My grandfather's recollections of Culloden were merely those of an observant boy of fourteen, who had witnessed the battle from a distance. The day, he has told me, was drizzly and thick; and on reaching the brow of the Hill of Cromarty, where he found many of his townsfolk already assembled, he could scarce see the opposite land. But the fog gradually cleared away; first one hill-top came into view, and then another; till at length the long range of coast, from the opening of the great Caledonian valley to the promontory of Burgh

head, was dimly visible through the haze. A little after noon there suddenly rose a round white cloud from the Moor of Culloden, and then a second round white cloud beside it.

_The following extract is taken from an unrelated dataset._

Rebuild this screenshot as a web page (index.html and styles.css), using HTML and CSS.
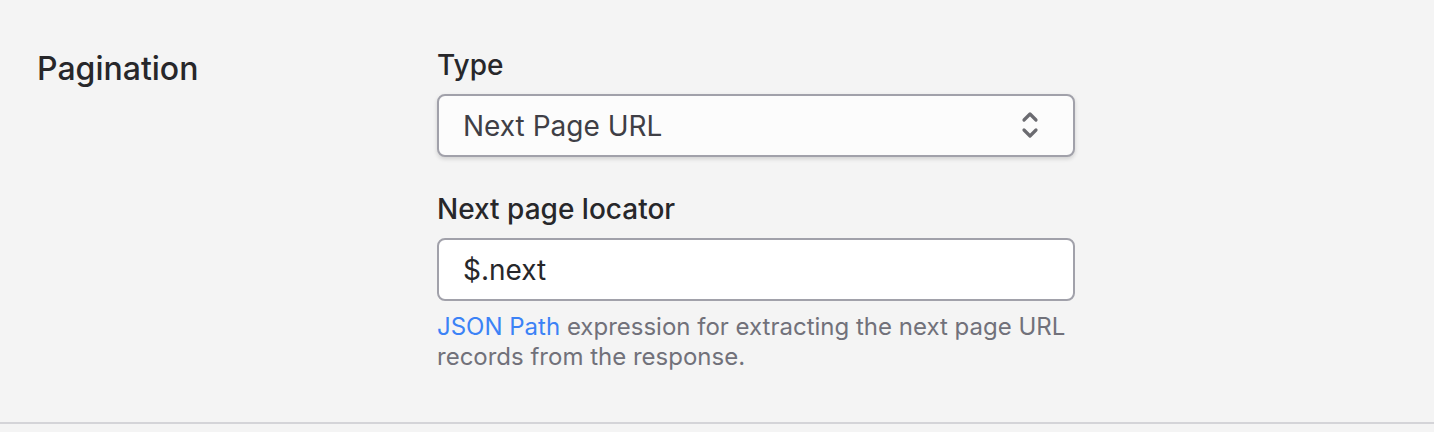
FILE: index.html
```html
<!DOCTYPE html>
<html lang="en">
<head>
    <meta charset="UTF-8">
    <meta name="viewport" content="width=device-width, initial-scale=1.0">
    <title>Pagination</title>
    <link rel="stylesheet" href="styles.css">
</head>
<body>

<section class="settings-row">
    <h3 class="section-title">Pagination</h3>

    <div class="fields">
        <!-- Type -->
        <div class="form-group">
            <label for="type">Type</label>
            <div class="select-wrap">
                <select id="type" name="type">
                    <option value="next_page_url">Next Page URL</option>
                    <option value="offset">Offset</option>
                    <option value="cursor">Cursor</option>
                </select>
                <svg class="select-icon" width="22" height="32" viewBox="0 0 22 32" fill="none">
                    <path d="M5 11 L11 5 L17 11" stroke="#6b6b70" stroke-width="3.2" stroke-linecap="round" stroke-linejoin="round"/>
                    <path d="M5 21 L11 27 L17 21" stroke="#6b6b70" stroke-width="3.2" stroke-linecap="round" stroke-linejoin="round"/>
                </svg>
            </div>
        </div>

        <!-- Next page locator -->
        <div class="form-group">
            <label for="locator">Next page locator</label>
            <input type="text" id="locator" name="locator" value="$.next">
            <p class="help"><a href="#">JSON Path</a> expression for extracting the next page URL records from the response.</p>
        </div>
    </div>
</section>

</body>
</html>
```

FILE: styles.css
```css
body {
    font-family: Inter, "Noto Sans", sans-serif;
    background: #f4f4f4;
    margin: 0;
    color: #27272a;
}
.settings-row {
    display: flex;
    padding: 45px 37px 50px;
    border-bottom: 2px solid #d4d4d8;
}
.section-title {
    width: 400px;
    margin: 0;
    font-size: 32px;
    font-weight: 500;
    line-height: 48px;
    color: #27272a;
}
.fields {
    width: 638px;
}
.form-group {
    margin-bottom: 32px;
}
.form-group:last-child {
    margin-bottom: 0;
}
label {
    display: block;
    font-size: 28px;
    font-weight: 500;
    line-height: 40px;
    margin-bottom: 9px;
    color: #27272a;
}
.select-wrap {
    position: relative;
}
select, input[type="text"] {
    display: block;
    box-sizing: border-box;
    width: 100%;
    height: 63px;
    padding: 0 24px;
    font-family: inherit;
    font-size: 28px;
    color: #3f3f46;
    border: 2px solid #a1a1aa;
    border-radius: 8px;
    outline: none;
}
select {
    appearance: none;
    -webkit-appearance: none;
    background: #fcfcfc;
    box-shadow: 0 2px 4px rgba(0, 0, 0, 0.15);
}
input[type="text"] {
    background: #ffffff;
    color: #27272a;
}
.select-icon {
    position: absolute;
    right: 34px;
    top: 15px;
    pointer-events: none;
}
.help {
    margin: 11px 0 0;
    font-size: 24px;
    line-height: 30px;
    color: #71717a;
}
.help a {
    color: #3b82f6;
    text-decoration: none;
}
```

And then the two clouds mingled together, and went rolling slantways on the wind towards the west; and he could hear the rattle of the smaller fire-arms mingling with the roar of the artillery. And then, in what seemed an exceedingly brief space of time, the cloud dissipated and disappeared, the boom of the greater guns ceased, and a sharp intermittent patter of musketry passed on towards Inverness. But the battle was presented to the imagination, in these old personal narratives, in many a diverse form. I have been told by an ancient woman, who, on the day of the fight, was engaged in tending some sheep on a solitary common near Munlochy, separated from the Moor of Culloden by the Frith, and screened by a lofty hill, that she sat listening in terror to the boom of the cannon; but that she was even still more scared by the continuous howling of her dog, who sat upright on his haunches all the time the firing lasted, with his neck stretched out towards the battle, and "looking as if he saw a spirit." Such are some of the recollections which link the memories of a man who has lived his half-century to those of the preceding age, and which serve to remind him how one generation of men after another break and disappear on the shores of the eternal world, as wave after wave breaks in foam upon the beach, when storms are rising, and the ground-swell sets in heavily from the sea.

CHAPTER VII.

"Whose elfin prowess scaled the orchard wall."

ROGERS.

SOME of the wealthier tradesmen of the town, dissatisfied with the small progress which their boys were making under the parish schoolmaster, clubbed together and got a schoolmaster of their own; but, though a rather clever young man, he proved an unsteady one, and regular in his irregularities, got diurnally drunk, on receiving the instalments of his salary at term-days, as long as his money lasted. Getting rid of him, they procured another, a licentiate of the Church,-who for some time promised well. He seemed steady and thoughtful, and withal a painstaking teacher; but coming in contact with some zealous Baptists, they succeeded in conjuring up such a cloud of doubt around him regarding the propriety of infant baptism, that both his bodily and mental health became affected by his perplexities, and he had to resign his charge. And then, after a pause, during which the boys enjoyed a delightfully long vacation, they got yet a third schoolmaster, also a licentiate, and a person of a high, if not very consistent religious profession, who was always getting into pecuniary difficulties, and always courting, though with but little success, wealthy ladies who, according to the poet, had "acres of charms." To the subscription school I was transferred, at the instance of Uncle James, who remained quite sure, notwith

standing the experience of the past, that I was destined to be a scholar. And, invariably fortunate in my opportunities of amusement, the transference took place only a few weeks ere the better schoolmaster, losing health and heart in a labyrinth of perplexity, resigned his charge. I had little more than time enough to look about me on the new forms, and to renew, on a firmer foundation than ever, my friendship with my old associate of the cave,-who had been for the two previous years an inmate of the subscription school, and was now less under maternal control than before,-when on came the long vacation; and for four happy months I had nothing to do.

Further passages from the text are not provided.